The closer one’s properties are to the properties of the Upper Force, the closer the image of “my world” comes to the actual reality, and the less distorted it is by one’s egoistic attributes. Since the property of the Upper Force is altruism, when one attains that quality and bonds with the Upper Force, one learns to feel reality as it is. All of the above is mentioned only to emphasize that all our sensations are personal and might change in time.

The only way for us to approach the right perspective of reality is by studying Kabbalah, since it is the only study that deals with the part of reality that humanity has yet to attain. But it is not enough to merely study the text because we are reading about the unknown. We must also direct ourselves to the right vision and be prepared for a truer, and as yet concealed, feeling.

Everything exists inside us. Outside us there is only the Upper Force, the Creator. We cannot feel Him in any other way than by how He works on our sensory organs. Only through these sensations can we guess anything about the Creator.

Hence, the study of Kabbalah must be correctly directed; thoughts must be focused on studying the inner attributes that we are still unable to see in ourselves.

All the worlds, Partzufim, Sefirot, names, everything the Kabbalah speaks of, exists in us and will be revealed in us, depending on the degree of our correction. We will find our inner Moses and Aaron, King David and the angels, the evil, the righteous, and the degrees of attainment called “Jerusalem,” “the Temple” and more. Every word in the Torah speaks of our own forces and our levels of ability to sense the Creator.

That is the only topic of discussion of the Torah. That is also the only thing we speak of in our daily lives, because we talk about our feelings. In fact, all we feel is the influence of the Creator.
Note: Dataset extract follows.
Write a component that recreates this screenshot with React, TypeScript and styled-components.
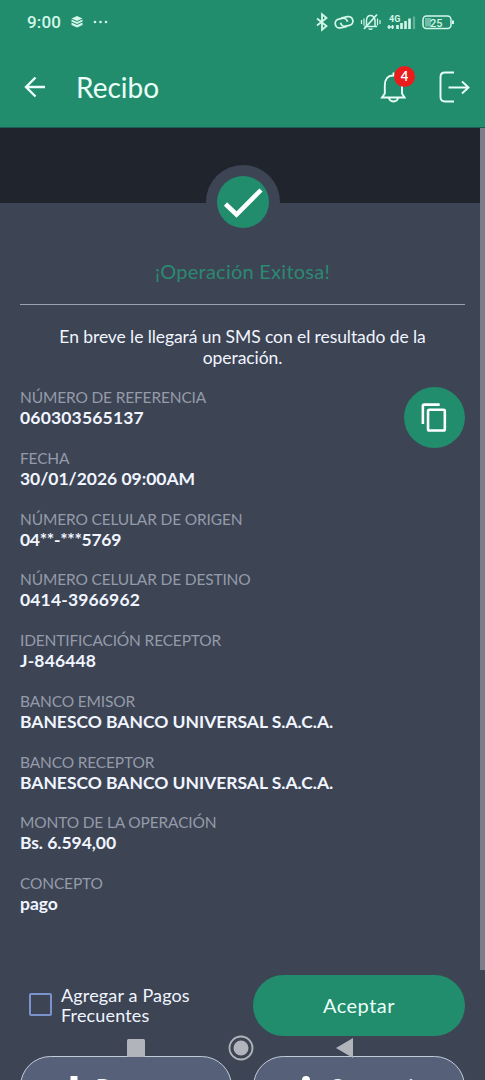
import React from 'react';
import styled, { createGlobalStyle } from 'styled-components';

interface Campo {
  etiqueta: string;
  valor: string;
  espaciado?: number;
}

const campos: Campo[] = [
  { etiqueta: 'NÚMERO DE REFERENCIA', valor: '060303565137', espaciado: 0.17 },
  { etiqueta: 'FECHA', valor: '30/01/2026 09:00AM' },
  { etiqueta: 'NÚMERO CELULAR DE ORIGEN', valor: '04**-***5769', espaciado: -0.3 },
  { etiqueta: 'NÚMERO CELULAR DE DESTINO', valor: '0414-3966962', espaciado: 0.15 },
  { etiqueta: 'IDENTIFICACIÓN RECEPTOR', valor: 'J-846448', espaciado: 0.15 },
  { etiqueta: 'BANCO EMISOR', valor: 'BANESCO BANCO UNIVERSAL S.A.C.A.' },
  { etiqueta: 'BANCO RECEPTOR', valor: 'BANESCO BANCO UNIVERSAL S.A.C.A.' },
  { etiqueta: 'MONTO DE LA OPERACIÓN', valor: 'Bs. 6.594,00' },
  { etiqueta: 'CONCEPTO', valor: 'pago' },
];

const GlobalStyle = createGlobalStyle`
  * {
    box-sizing: border-box;
  }

  body {
    margin: 0;
    background: #3d4454;
    font-family: Lato, sans-serif;
  }

  svg {
    display: block;
    flex: none;
  }

  button {
    font-family: inherit;
    padding: 0;
    border: none;
    background: none;
    color: inherit;
  }
`;

const Screen = styled.div`
  position: relative;
  width: 485px;
  height: 1080px;
  overflow: hidden;
  display: flex;
  flex-direction: column;
  background: #3d4454;
  color: #f0f5ff;
`;

const Header = styled.header`
  flex: none;
  height: 128px;
  background: #218d6c;
  border-bottom: 1px solid #1c5c52;
  color: #e9fff8;
`;

const StatusBar = styled.div`
  height: 44px;
  padding: 0 31px 0 27px;
  display: flex;
  align-items: center;
  justify-content: space-between;
  color: #d3f7e9;
`;

const StatusGroup = styled.div<{ $gap: number }>`
  display: flex;
  align-items: center;
  gap: ${({ $gap }) => $gap}px;
`;

const Clock = styled.span`
  font-family: Roboto, sans-serif;
  font-size: 17px;
  font-weight: 500;
  letter-spacing: 0.15px;
`;

const TitleBar = styled.div`
  height: 84px;
  padding: 2px 15px 0 23px;
  display: flex;
  align-items: center;
`;

const Title = styled.h1`
  flex: 1;
  margin: 0 0 0 29px;
  font-size: 28px;
  font-weight: 400;
  line-height: 34px;
`;

const BellButton = styled.button`
  position: relative;
  width: 26px;
  height: 34px;
  margin-right: 33px;
`;

const Badge = styled.span`
  position: absolute;
  left: 14px;
  top: -4px;
  width: 21px;
  height: 21px;
  border-radius: 50%;
  background: #ea1c1c;
  color: #fff;
  font-size: 13px;
  font-weight: 700;
  line-height: 21px;
  text-align: center;
`;

const Backdrop = styled.div`
  flex: none;
  height: 75px;
  padding-top: 37px;
  display: flex;
  justify-content: center;
  background: #20242d;
`;

const CheckRing = styled.div`
  position: relative;
  width: 74px;
  height: 74px;
  border-radius: 50%;
  background: #3d4454;
  display: flex;
  align-items: center;
  justify-content: center;
`;

const Content = styled.main`
  flex: none;
  padding: 56px 20px 0;
`;

const SuccessTitle = styled.h2`
  margin: 0;
  padding-bottom: 20px;
  border-bottom: 1px solid #98a1b0;
  color: #2b8a72;
  font-size: 20px;
  font-weight: 400;
  line-height: 25px;
  letter-spacing: 0.25px;
  text-align: center;
`;

const Message = styled.p`
  margin: 21px 0 0;
  font-size: 17.5px;
  line-height: 21px;
  letter-spacing: -0.08px;
  text-align: center;
`;

const Details = styled.div`
  display: flex;
  justify-content: space-between;
  margin-top: 19px;
`;

const FieldList = styled.dl`
  margin: 0;
`;

const Field = styled.div`
  height: 60.75px;
`;

const FieldLabel = styled.dt`
  color: #949ba9;
  font-size: 15.5px;
  line-height: 21px;
  letter-spacing: -0.16px;
`;

const FieldValue = styled.dd<{ $spacing: number }>`
  margin: 0;
  font-size: 17.5px;
  font-weight: 700;
  line-height: 20px;
  letter-spacing: ${({ $spacing }) => $spacing}px;
`;

const CopyButton = styled.button`
  width: 61px;
  height: 61px;
  border-radius: 50%;
  background: #218d6c;
  display: flex;
  align-items: center;
  justify-content: center;
`;

const Actions = styled.div`
  display: grid;
  grid-template-columns: 212px 212px;
  column-gap: 21px;
  row-gap: 20px;
  margin-top: 41px;
`;

const CheckLabel = styled.label`
  display: flex;
  align-items: center;
  gap: 9px;
  padding-left: 9px;
  font-size: 18px;
  line-height: 20px;
  letter-spacing: 0.15px;
`;

const CheckBox = styled.span`
  flex: none;
  width: 23px;
  height: 23px;
  margin-bottom: 2px;
  border: 2px solid #7b93cc;
  border-radius: 2px;
`;

const PrimaryButton = styled.button`
  height: 61px;
  border-radius: 31px;
  background: #218d6c;
  color: #e9fff8;
  font-size: 20px;
  letter-spacing: 0.5px;
`;

const SecondaryButton = styled.button<{ $gap: number }>`
  height: 61px;
  border: 1px solid #c0cbdc;
  border-radius: 31px;
  background: #566079;
  display: flex;
  align-items: center;
  justify-content: center;
  gap: ${({ $gap }) => $gap}px;
  font-size: 20px;
  letter-spacing: 0.3px;

  span {
    padding-bottom: 2px;
  }
`;

const ScrollThumb = styled.div`
  position: absolute;
  top: 128px;
  right: 0;
  width: 5px;
  height: 842px;
  background: #7c7c8a;
`;

const NavBar = styled.nav`
  position: absolute;
  left: 127px;
  top: 1035px;
  width: 227px;
  display: flex;
  align-items: center;
  justify-content: space-between;
`;

const App: React.FC = () => (
  <>
    <GlobalStyle />
    <Screen>
      <Header>
        <StatusBar>
          <StatusGroup $gap={10}>
            <Clock>9:00</Clock>
            <svg width="12" height="12" viewBox="0 0 12 12" fill="currentColor">
              <path d="M6 0l5.500 2.500L6 5 .5 2.500z" />
              <path d="M.5 3.500l5.500 2.400 5.500-2.400v2L6 8 .5 5.500z" />
              <path d="M.5 6.500l5.500 2.400 5.500-2.400v2.500L6 11.500.5 9z" />
            </svg>
            <svg width="15" height="4" viewBox="0 0 15 4" fill="currentColor">
              <circle cx="2" cy="2" r="1.300" />
              <circle cx="7.500" cy="2" r="1.300" />
              <circle cx="13" cy="2" r="1.300" />
            </svg>
          </StatusGroup>
          <svg width="138" height="20" viewBox="316 11 138 20" fill="none" stroke="currentColor" strokeWidth="1.500">
            <path d="M317 17.500l9.500 7.500-4.500 3.800V13.200l4.500 3.800-9.500 7.500" strokeWidth="1.800" />
            <g transform="rotate(-12 344 21)" strokeWidth="1.800">
              <path d="M346 26h-6.500a4.500 4.500 0 0 1 0-9h3.500a4.500 4.500 0 0 1 4.500 4.500" />
              <path d="M342 16.500h6.500a4.500 4.500 0 0 1 0 9H345a4.500 4.500 0 0 1-4.500-4.500" />
            </g>
            <path d="M364.500 25.500h12.500M366.500 25v-6q.5-4.500 4-4.500t4.500 4.500v6M368.500 27.500q2 1.500 4 0" />
            <path d="M364 28l13-14.500" strokeWidth="1.800" />
            <path d="M361.500 19v4M364 17.500v7M377.500 17.500v7M380 19v4" strokeWidth="1.200" />
            <path d="M389 28v-4M392.500 28v-4M387.500 26h6.500" strokeWidth="1.500" />
            <path d="M397.500 28v-4M401.500 28v-6M405.500 28v-8M409.500 28v-10.500" strokeWidth="2.600" />
            <path d="M414 28v-12.500" strokeWidth="2.200" opacity="0.350" />
            <rect x="423" y="15" width="28" height="12.500" rx="3.500" />
            <path d="M425 17h6v8.500h-6z" fill="currentColor" stroke="none" opacity="0.450" />
            <path d="M453 19.500v3.500" strokeWidth="2" />
            <text x="389" y="20.500" fontFamily="Roboto, sans-serif" fontSize="9" fontWeight="700" fill="currentColor" stroke="none">4G</text>
            <text x="430" y="25.500" fontFamily="Roboto, sans-serif" fontSize="11" fontWeight="500" fill="currentColor" stroke="none">25</text>
          </svg>
        </StatusBar>
        <TitleBar>
          <svg width="24" height="24" viewBox="0 0 24 24" fill="none" stroke="currentColor" strokeWidth="2.400">
            <path d="M22 12H3M12.500 2.500L3 12l9.500 9.500" />
          </svg>
          <Title>Recibo</Title>
          <BellButton aria-label="Notificaciones">
            <svg width="26" height="34" viewBox="0 0 26 34" fill="none" stroke="currentColor" strokeWidth="1.900">
              <path d="M2 27.500l2.800-4v-8C4.800 9 8 5.500 13 5.500s9 3.500 9 10v8l2.500 4zM13.500 2.500v3M9 27.500a4.500 4 0 0 0 9 0" />
            </svg>
            <Badge>4</Badge>
          </BellButton>
          <svg width="31" height="32" viewBox="0 0 31 32" fill="none" stroke="currentColor" strokeWidth="1.900">
            <path d="M15 1.500H6Q1.500 1.500 1.500 6v20q0 4.500 4.500 4.500h9M9.500 16.500h20M23 10.500l6.500 6-6.500 6" />
          </svg>
        </TitleBar>
      </Header>

      <Backdrop>
        <CheckRing>
          <svg width="52" height="52" viewBox="0 0 52 52">
            <circle cx="26" cy="26" r="26" fill="#218d6c" />
            <path d="M8.500 28l11 10.500L44 14" fill="none" stroke="#fff" strokeWidth="4.500" />
          </svg>
        </CheckRing>
      </Backdrop>

      <Content>
        <SuccessTitle>¡Operación Exitosa!</SuccessTitle>
        <Message>
          En breve le llegará un SMS con el resultado de la
          <br />
          operación.
        </Message>
        <Details>
          <FieldList>
            {campos.map((campo) => (
              <Field key={campo.etiqueta}>
                <FieldLabel>{campo.etiqueta}</FieldLabel>
                <FieldValue $spacing={campo.espaciado ?? -0.03}>{campo.valor}</FieldValue>
              </Field>
            ))}
          </FieldList>
          <CopyButton aria-label="Copiar">
            <svg width="31" height="31" viewBox="0 0 24 24" fill="#fff">
              <path d="M16 1H4a2 2 0 0 0-2 2v14h2V3h12zm3 4H8a2 2 0 0 0-2 2v14a2 2 0 0 0 2 2h11a2 2 0 0 0 2-2V7a2 2 0 0 0-2-2zm0 16H8V7h11z" />
            </svg>
          </CopyButton>
        </Details>
        <Actions>
          <CheckLabel>
            <CheckBox />
            <span>
              Agregar a Pagos
              <br />
              Frecuentes
            </span>
          </CheckLabel>
          <PrimaryButton>Aceptar</PrimaryButton>
          <SecondaryButton $gap={13}>
            <svg width="18" height="20" viewBox="0 0 18 20" fill="#fff">
              <path d="M5.500 0h7v8H17l-8 7.500L1 8h4.500zM1 18h16v2H1z" />
            </svg>
            <span>Descargar</span>
          </SecondaryButton>
          <SecondaryButton $gap={15}>
            <svg width="18" height="20" viewBox="0 0 18 20" fill="#fff">
              <circle cx="9" cy="4" r="4" />
              <circle cx="3" cy="16" r="3" />
              <circle cx="15" cy="16" r="3" />
              <path d="M9 4L3 16M9 4l6 12" stroke="#fff" strokeWidth="2" />
            </svg>
            <span>Compartir</span>
          </SecondaryButton>
        </Actions>
      </Content>

      <ScrollThumb />
      <NavBar>
        <svg width="18" height="18" viewBox="0 0 18 18">
          <rect width="18" height="18" rx="1.500" fill="#b2b4bb" />
        </svg>
        <svg width="26" height="26" viewBox="0 0 26 26">
          <circle cx="13" cy="13" r="11.500" fill="none" stroke="#b2b4bb" strokeWidth="1.800" />
          <circle cx="13" cy="13" r="7.500" fill="#b2b4bb" />
        </svg>
        <svg width="18" height="22" viewBox="0 0 18 22">
          <path d="M17 1v20L0 11z" fill="#b2b4bb" />
        </svg>
      </NavBar>
    </Screen>
  </>
);

export default App;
Everything around us is no more than the influence of the Creator on each and every one of us.

Hence, to discern the actual picture of the world, we must find what we read inside us, as we read the Torah, because every written word exists within us—it just hasn’t been discovered.

We feel what the books speak of in accordance with our spiritual growth, hence the importance of the study from genuine sources of Kabbalah: the Zohar, the writing of the Ari, and the writings of Ashlag. This is the safest way to attain the correction of our feelings and attributes, and our spiritual ascent.

The best way to make progress is to study while remembering that these books actually speak of what is within me, that all this already exists somewhere inside me. All these worlds and Partzufim are things that I must discover within. They are my own properties.

The more we acquire control over these attributes, the more we will feel how the Creator operates inside us. Although we will never be able to feel Him “outside” us, we will understand how He operates inside us because, “By your actions we know you.”

And since we sit together as a group, studying our still-concealed real properties, we are collaborating in the study of how the Creator operates inside us. We have a common goal, a common thought, and one area of experimentation - our own feelings.

This results in a collective goal, thought, and desire that in time creates in the group the feeling of one body and common properties-a feeling that there are no separate entities, but only one, “man,” and before him, the One Creator.

This thought must be directed inwardly toward changing our qualities in search of the Creator within us. Instead of the ordinary reading of the Torah, we discover the Torah “as a spice,” as a means for correction. It is also called a “potion of life,” for it pours into us the sensation of the Creator, the Light of eternity and wholeness.

People who study from the wrong books are denied this remedy and remain with their properties. They do not discover the Creator, and their Torah becomes dry, concealing the purpose of Creation even more than before.